Key Parameters and Specifications
The performance of guide vanes depends on precise engineering of their geometric and operational parameters. The following table summarizes typical specifications for guide vanes in a compressor:
| Parameter | Typical Value | Description |
|---|---|---|
| Chord Length | 50-100 mm | Length of the vane along its surface |
| Camber Angle | 20-40 degrees | Curvature of the vane surface |
| Stagger Angle | 10-30 degrees | Angle of vane orientation relative to flow |
| Material | Nickel-based superalloy | High-strength, heat-resistant material |
| Clearance | 1-2% of chord length | Gap between vane and rotor |
These parameters are tailored to specific applications, with adjustments made based on CFD simulations and experimental testing to optimize performance.
Manufacturing and Maintenance Considerations
The production and upkeep of guide vanes require precision engineering and regular maintenance to ensure long-term performance.
Manufacturing Techniques
Guide vanes are typically manufactured using precision casting, forging, or additive manufacturing (3D printing) for complex geometries. For example, investment casting is used for turbine stator vanes to achieve tolerances of ±0.1 mm, ensuring aerodynamic accuracy.
Maintenance Practices
Regular inspection of guide vanes is critical to detect wear, erosion, or thermal damage. Non-destructive testing methods, such as ultrasonic or X-ray inspection, are used to assess structural integrity. In high-temperature environments, vanes may require periodic coating with thermal barrier materials to extend service life.
FAQ
What is the primary function of guide vanes?

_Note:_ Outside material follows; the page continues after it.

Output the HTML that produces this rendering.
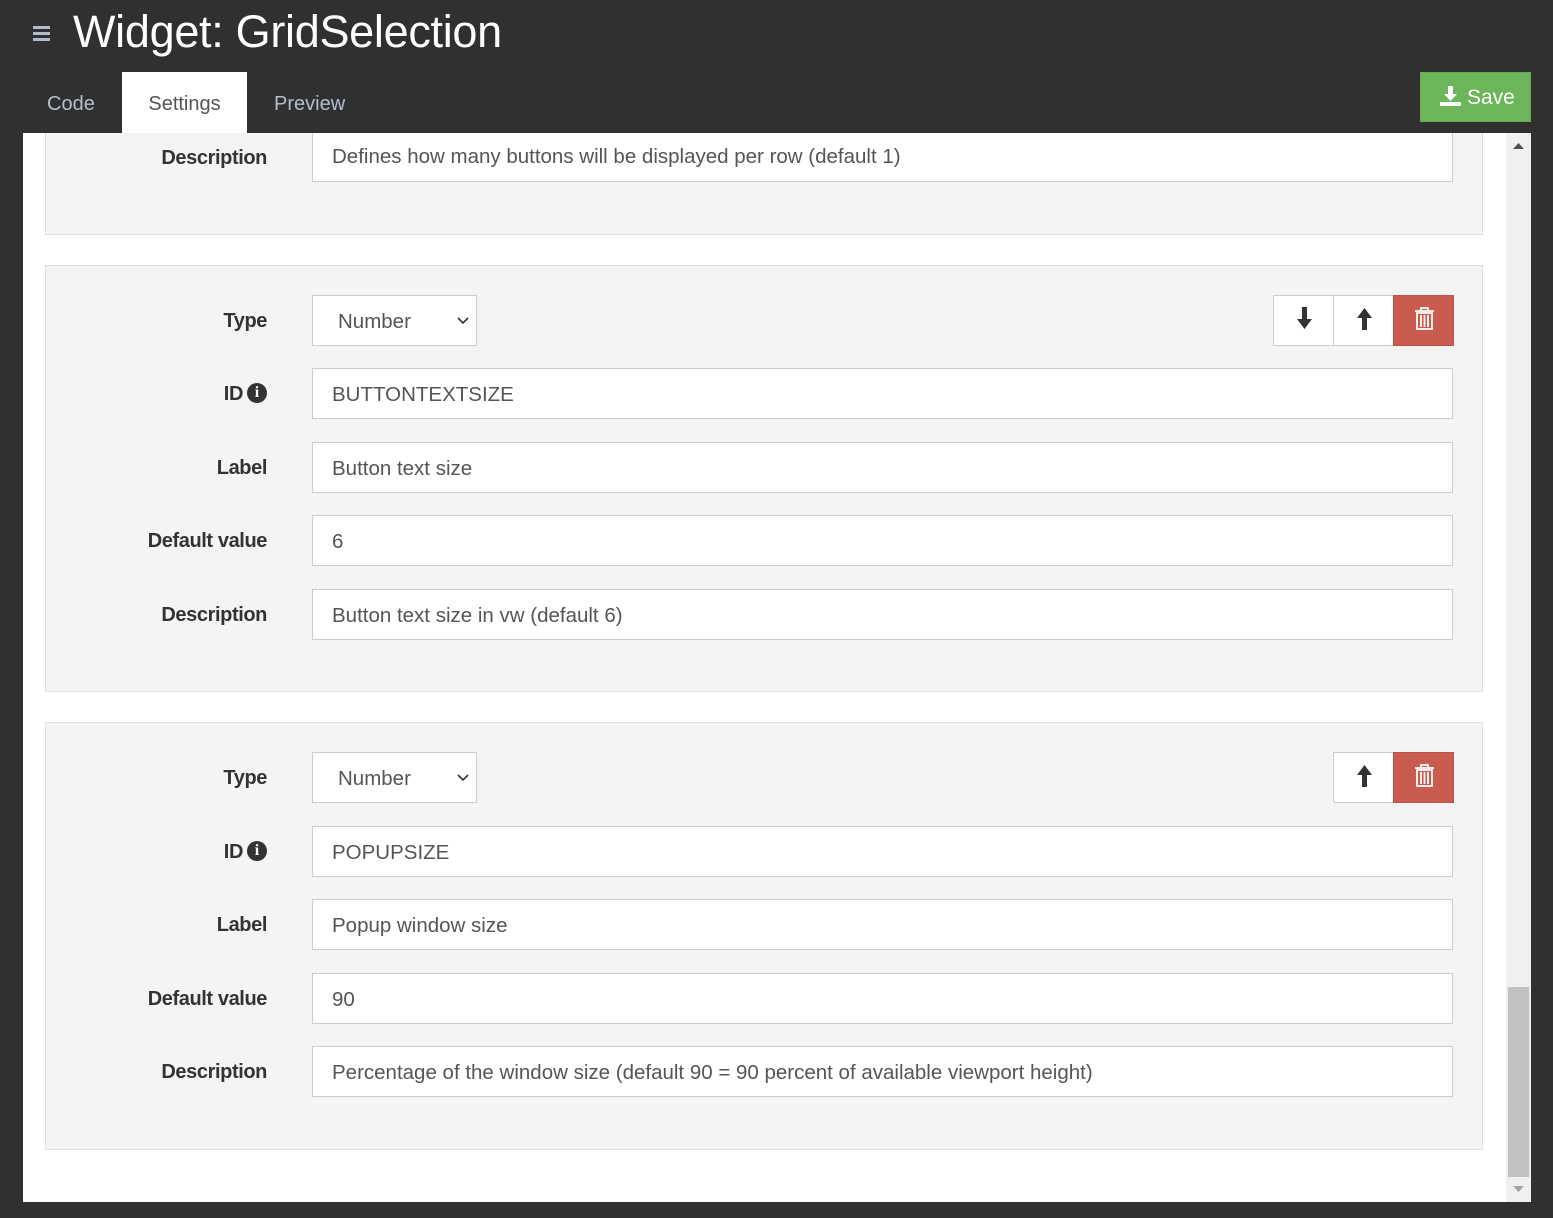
<!DOCTYPE html>
<html><head><meta charset="utf-8">
<style>
*{box-sizing:border-box;margin:0;padding:0}
body{width:1553px;height:1218px;background:#303030;position:relative;overflow:hidden;font-family:"Liberation Sans",Arial,sans-serif}
.a{position:absolute}
.title{left:73px;top:6px;font-size:45px;color:#fff;letter-spacing:-0.3px}
.hb{left:33px;width:17px;height:3px;background:#b0bccc}
.tab{top:72px;height:61px;font-size:20px;line-height:64px;color:#b3bfcf}
.save{left:1420px;top:72px;width:111px;height:50px;background:#6db55b;border:1px solid #64ab52;color:#fff;font-size:21px;line-height:50px;padding-left:46px}
.content{left:23px;top:133px;width:1508px;height:1069px;background:#fff}
.panel{left:45px;width:1438px;background:#f4f4f4;border:1px solid #e0e0e0}
.lbl{left:60px;width:207px;text-align:right;font-size:20px;font-weight:bold;color:#333;letter-spacing:-0.4px;height:50px;line-height:52px}
.inp{left:312px;width:1141px;height:51px;background:#fff;border:1px solid #ccc;font-size:20.5px;line-height:51px;padding-left:19px;color:#555;white-space:nowrap;overflow:hidden}
.sel{left:312px;width:165px;height:51px;background:#fff;border:1px solid #ccc;font-size:20.5px;line-height:51px;padding-left:25px;color:#555}
.btn{width:61px;height:51px;background:#fff;border:1px solid #ccc}
.del{background:#c95c4e;border-color:#c0504a}
.info{display:inline-block;width:20px;height:20px;border-radius:50%;background:#333;color:#fff;font-size:16px;line-height:20px;text-align:center;font-family:"Liberation Serif",serif;font-weight:bold;vertical-align:3px;margin-left:4px;letter-spacing:0}
</style></head><body>
<div class="a hb" style="top:26px"></div>
<div class="a hb" style="top:32px"></div>
<div class="a hb" style="top:38px"></div>
<div class="a title">Widget: GridSelection</div>
<div class="a tab" style="left:47px">Code</div>
<div class="a tab" style="left:274px">Preview</div>
<div class="a save"><svg class="a" style="left:19px;top:13px" width="21" height="21" viewBox="0 0 21 21"><path d="M8 0h5v8h4l-6.5 7L4 8h4z" fill="#fff"/><rect x="0" y="16" width="21" height="4" fill="#fff"/></svg>Save</div>
<div class="a content"></div>
<div class="a tab" style="left:122px;width:125px;height:62px;background:#fff;color:#555;text-align:center">Settings</div>
<!-- scrollbar -->
<div class="a" style="left:1506px;top:133px;width:25px;height:1069px;background:#f0f0f0"></div>
<div class="a" style="left:1508px;top:987px;width:21px;height:190px;background:#c1c1c1"></div>
<svg class="a" style="left:1513px;top:143px" width="11" height="6"><path d="M0 6L5.5 0 11 6z" fill="#505050"/></svg>
<svg class="a" style="left:1513px;top:1186px" width="11" height="6"><path d="M0 0h11L5.5 6z" fill="#a3a3a3"/></svg>

<!-- panel 1 -->
<div class="a panel" style="top:133px;height:102px;border-top:none"></div>
<div class="a lbl" style="top:132px">Description</div>
<div class="a inp" style="top:133px;height:49px;border-top:none;line-height:47px">Defines how many buttons will be displayed per row (default 1)</div>

<!-- panel 2 -->
<div class="a panel" style="top:265px;height:427px"></div>
<div class="a lbl" style="top:295px">Type</div>
<div class="a sel" style="top:295px">Number<svg class="a" style="left:144px;top:21px" width="12" height="8"><path d="M1 1l5 5 5-5" stroke="#333" stroke-width="1.6" fill="none"/></svg></div>
<div class="a btn" style="left:1273px;top:295px"><svg class="a" style="left:22px;top:11px" width="17" height="23"><path d="M6 0h5v12h5l-7.5 10L1 12h5z" fill="#333"/></svg></div>
<div class="a btn" style="left:1333px;top:295px"><svg class="a" style="left:22px;top:11px" width="17" height="23"><path d="M6 23h5V11h5L8.5 1 1 11h5z" fill="#333"/></svg></div>
<div class="a btn del" style="left:1393px;top:295px"><svg class="a" style="left:20px;top:11px" width="21" height="24" viewBox="0 0 21 24"><path d="M7 3V1h7v2M1 4h19M3 6h15v16H3z M7 8v12M10.5 8v12M14 8v12" stroke="#fff" stroke-width="1.8" fill="none"/></svg></div>
<div class="a lbl" style="top:368px">ID<span class="info">i</span></div>
<div class="a inp" style="top:368px">BUTTONTEXTSIZE</div>
<div class="a lbl" style="top:442px">Label</div>
<div class="a inp" style="top:442px">Button text size</div>
<div class="a lbl" style="top:515px">Default value</div>
<div class="a inp" style="top:515px">6</div>
<div class="a lbl" style="top:589px">Description</div>
<div class="a inp" style="top:589px">Button text size in vw (default 6)</div>

<!-- panel 3 -->
<div class="a panel" style="top:722px;height:428px"></div>
<div class="a lbl" style="top:752px">Type</div>
<div class="a sel" style="top:752px">Number<svg class="a" style="left:144px;top:21px" width="12" height="8"><path d="M1 1l5 5 5-5" stroke="#333" stroke-width="1.6" fill="none"/></svg></div>
<div class="a btn" style="left:1333px;top:752px"><svg class="a" style="left:22px;top:11px" width="17" height="23"><path d="M6 23h5V11h5L8.5 1 1 11h5z" fill="#333"/></svg></div>
<div class="a btn del" style="left:1393px;top:752px"><svg class="a" style="left:20px;top:11px" width="21" height="24" viewBox="0 0 21 24"><path d="M7 3V1h7v2M1 4h19M3 6h15v16H3z M7 8v12M10.5 8v12M14 8v12" stroke="#fff" stroke-width="1.8" fill="none"/></svg></div>
<div class="a lbl" style="top:826px">ID<span class="info">i</span></div>
<div class="a inp" style="top:826px">POPUPSIZE</div>
<div class="a lbl" style="top:899px">Label</div>
<div class="a inp" style="top:899px">Popup window size</div>
<div class="a lbl" style="top:973px">Default value</div>
<div class="a inp" style="top:973px">90</div>
<div class="a lbl" style="top:1046px">Description</div>
<div class="a inp" style="top:1046px">Percentage of the window size (default 90 = 90 percent of available viewport height)</div>
</body></html>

Guide vanes direct fluid flow in turbomachinery to optimize aerodynamic performance, control flow angles, and enhance efficiency.

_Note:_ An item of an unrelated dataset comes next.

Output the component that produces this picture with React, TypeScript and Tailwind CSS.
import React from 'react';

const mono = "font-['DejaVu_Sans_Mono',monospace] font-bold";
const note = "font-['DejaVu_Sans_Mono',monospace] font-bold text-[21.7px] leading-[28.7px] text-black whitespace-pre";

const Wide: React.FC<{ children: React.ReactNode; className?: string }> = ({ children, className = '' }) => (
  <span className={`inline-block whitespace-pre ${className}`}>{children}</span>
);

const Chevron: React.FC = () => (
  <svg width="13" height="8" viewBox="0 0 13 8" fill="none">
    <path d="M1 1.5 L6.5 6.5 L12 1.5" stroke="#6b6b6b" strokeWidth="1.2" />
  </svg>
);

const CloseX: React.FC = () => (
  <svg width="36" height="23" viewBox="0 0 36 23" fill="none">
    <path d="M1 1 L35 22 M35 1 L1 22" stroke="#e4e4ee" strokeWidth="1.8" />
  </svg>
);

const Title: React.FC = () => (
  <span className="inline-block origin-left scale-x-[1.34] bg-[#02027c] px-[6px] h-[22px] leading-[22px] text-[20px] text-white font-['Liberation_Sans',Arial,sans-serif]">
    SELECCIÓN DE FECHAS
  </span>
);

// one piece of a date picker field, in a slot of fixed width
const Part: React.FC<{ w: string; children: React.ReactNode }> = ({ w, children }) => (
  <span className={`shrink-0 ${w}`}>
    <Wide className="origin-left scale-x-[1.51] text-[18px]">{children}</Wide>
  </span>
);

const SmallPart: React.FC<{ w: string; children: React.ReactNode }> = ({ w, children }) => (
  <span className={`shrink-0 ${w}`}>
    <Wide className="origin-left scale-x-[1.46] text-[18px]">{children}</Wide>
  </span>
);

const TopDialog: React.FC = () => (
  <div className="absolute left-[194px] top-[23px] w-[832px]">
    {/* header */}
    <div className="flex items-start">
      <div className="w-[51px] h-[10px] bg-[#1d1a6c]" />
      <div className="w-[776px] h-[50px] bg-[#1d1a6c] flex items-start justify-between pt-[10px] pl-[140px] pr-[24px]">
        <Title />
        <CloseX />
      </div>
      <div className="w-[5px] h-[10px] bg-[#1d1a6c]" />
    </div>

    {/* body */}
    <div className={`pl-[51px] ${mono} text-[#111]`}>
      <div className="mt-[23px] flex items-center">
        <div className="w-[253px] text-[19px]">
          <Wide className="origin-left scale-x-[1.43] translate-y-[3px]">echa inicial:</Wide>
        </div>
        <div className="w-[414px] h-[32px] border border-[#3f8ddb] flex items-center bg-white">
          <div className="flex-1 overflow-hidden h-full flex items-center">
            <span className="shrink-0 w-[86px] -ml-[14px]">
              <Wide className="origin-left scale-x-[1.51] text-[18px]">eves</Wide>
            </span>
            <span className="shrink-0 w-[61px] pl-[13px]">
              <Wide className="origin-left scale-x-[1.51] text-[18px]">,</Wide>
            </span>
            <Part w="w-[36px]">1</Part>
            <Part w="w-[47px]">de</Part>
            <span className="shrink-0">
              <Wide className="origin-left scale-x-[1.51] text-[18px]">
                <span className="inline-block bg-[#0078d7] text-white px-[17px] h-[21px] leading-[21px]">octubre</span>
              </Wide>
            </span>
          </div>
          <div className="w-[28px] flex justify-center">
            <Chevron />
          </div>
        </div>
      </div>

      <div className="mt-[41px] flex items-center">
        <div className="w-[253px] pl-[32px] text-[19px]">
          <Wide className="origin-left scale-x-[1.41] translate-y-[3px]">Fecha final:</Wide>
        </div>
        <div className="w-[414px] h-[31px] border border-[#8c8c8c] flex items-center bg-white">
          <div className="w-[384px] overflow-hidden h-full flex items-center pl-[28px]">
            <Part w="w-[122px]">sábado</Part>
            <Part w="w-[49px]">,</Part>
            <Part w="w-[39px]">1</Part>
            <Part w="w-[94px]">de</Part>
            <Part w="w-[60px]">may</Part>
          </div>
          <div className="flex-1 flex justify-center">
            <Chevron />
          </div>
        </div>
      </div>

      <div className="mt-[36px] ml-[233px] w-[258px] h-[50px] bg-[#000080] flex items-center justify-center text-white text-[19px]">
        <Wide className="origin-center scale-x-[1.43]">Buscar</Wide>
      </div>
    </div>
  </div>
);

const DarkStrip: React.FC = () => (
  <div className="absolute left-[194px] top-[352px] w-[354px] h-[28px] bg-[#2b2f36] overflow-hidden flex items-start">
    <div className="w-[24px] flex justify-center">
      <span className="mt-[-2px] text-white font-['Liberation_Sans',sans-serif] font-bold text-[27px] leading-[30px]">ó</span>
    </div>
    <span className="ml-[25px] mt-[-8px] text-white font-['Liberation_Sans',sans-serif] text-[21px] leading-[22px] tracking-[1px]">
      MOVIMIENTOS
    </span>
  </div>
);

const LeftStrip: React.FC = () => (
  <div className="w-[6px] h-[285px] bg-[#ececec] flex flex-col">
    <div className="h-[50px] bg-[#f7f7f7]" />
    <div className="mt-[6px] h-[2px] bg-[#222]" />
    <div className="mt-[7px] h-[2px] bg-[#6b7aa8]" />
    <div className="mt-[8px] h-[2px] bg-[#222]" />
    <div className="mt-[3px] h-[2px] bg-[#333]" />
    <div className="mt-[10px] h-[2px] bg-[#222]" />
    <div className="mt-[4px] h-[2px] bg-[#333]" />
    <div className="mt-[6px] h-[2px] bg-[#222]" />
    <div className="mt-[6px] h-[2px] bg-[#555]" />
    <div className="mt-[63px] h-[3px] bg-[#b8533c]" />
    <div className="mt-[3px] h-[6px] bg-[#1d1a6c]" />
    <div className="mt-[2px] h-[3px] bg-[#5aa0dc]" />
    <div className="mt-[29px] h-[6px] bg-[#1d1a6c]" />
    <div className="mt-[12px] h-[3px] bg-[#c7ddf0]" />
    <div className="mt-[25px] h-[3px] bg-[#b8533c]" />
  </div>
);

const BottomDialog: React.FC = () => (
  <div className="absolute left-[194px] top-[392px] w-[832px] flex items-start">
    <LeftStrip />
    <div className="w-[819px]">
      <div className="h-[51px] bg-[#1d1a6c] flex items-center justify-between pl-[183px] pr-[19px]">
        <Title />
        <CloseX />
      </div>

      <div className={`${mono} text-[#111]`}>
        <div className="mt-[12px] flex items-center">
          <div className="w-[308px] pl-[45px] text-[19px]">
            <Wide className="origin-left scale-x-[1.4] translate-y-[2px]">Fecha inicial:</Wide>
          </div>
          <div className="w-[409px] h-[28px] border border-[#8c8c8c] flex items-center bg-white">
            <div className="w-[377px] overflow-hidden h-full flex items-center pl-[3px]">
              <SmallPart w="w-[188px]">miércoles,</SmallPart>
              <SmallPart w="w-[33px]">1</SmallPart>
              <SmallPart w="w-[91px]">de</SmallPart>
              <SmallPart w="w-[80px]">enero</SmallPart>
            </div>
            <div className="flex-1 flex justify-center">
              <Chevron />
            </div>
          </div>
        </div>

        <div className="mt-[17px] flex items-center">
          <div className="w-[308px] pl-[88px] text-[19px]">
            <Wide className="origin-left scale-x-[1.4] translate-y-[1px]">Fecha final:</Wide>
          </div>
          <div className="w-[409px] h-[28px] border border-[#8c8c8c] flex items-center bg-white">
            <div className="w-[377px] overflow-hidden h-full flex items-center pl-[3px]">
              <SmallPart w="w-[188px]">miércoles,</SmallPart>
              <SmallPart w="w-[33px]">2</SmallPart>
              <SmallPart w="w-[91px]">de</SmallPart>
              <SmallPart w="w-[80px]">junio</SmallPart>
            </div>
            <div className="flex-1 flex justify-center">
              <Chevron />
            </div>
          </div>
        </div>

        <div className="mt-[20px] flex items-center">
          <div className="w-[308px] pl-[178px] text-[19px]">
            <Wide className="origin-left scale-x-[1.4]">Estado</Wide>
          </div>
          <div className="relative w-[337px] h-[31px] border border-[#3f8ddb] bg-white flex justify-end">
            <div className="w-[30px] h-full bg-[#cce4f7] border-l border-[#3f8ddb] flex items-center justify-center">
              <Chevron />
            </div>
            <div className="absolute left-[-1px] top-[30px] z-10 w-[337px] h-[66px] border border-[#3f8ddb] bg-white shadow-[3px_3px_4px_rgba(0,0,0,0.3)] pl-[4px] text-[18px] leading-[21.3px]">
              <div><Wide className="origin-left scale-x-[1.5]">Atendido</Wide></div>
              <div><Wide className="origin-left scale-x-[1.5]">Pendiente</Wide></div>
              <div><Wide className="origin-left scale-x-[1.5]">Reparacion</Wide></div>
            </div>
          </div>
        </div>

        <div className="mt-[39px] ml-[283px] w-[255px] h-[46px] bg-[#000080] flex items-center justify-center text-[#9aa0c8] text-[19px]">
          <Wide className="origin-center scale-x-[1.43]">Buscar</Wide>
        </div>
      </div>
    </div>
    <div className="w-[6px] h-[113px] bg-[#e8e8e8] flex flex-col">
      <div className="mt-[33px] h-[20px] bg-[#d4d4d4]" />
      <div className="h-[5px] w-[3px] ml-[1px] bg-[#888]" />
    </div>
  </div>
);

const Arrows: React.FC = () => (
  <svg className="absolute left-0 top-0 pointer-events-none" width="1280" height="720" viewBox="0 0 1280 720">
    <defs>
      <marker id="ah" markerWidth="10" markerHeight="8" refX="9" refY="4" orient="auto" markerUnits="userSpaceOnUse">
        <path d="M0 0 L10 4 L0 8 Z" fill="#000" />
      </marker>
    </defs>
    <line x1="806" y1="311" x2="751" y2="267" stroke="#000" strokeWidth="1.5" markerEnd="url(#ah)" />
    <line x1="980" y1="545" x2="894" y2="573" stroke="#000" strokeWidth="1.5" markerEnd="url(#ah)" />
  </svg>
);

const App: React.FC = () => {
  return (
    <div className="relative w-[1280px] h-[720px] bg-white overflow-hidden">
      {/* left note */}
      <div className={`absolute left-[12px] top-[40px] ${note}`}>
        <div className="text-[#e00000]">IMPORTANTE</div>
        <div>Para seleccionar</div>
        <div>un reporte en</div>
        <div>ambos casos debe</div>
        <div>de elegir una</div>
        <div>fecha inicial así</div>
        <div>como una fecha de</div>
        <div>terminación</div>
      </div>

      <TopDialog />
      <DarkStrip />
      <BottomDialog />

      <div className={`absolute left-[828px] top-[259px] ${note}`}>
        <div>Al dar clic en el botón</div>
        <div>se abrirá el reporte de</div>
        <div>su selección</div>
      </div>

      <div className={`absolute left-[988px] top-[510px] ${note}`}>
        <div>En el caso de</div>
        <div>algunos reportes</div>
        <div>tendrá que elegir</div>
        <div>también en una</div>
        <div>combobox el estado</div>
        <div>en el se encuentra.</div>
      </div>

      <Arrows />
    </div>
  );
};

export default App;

How do inlet guide vanes differ from stator vanes?
Inlet guide vanes are adjustable and control flow entering the compressor, while stator vanes are fixed and direct flow between rotor stages.
What materials are used for guide vanes?
Common materials include nickel-based superalloys for turbines and stainless steel or titanium alloys for compressors, chosen for strength and heat resistance.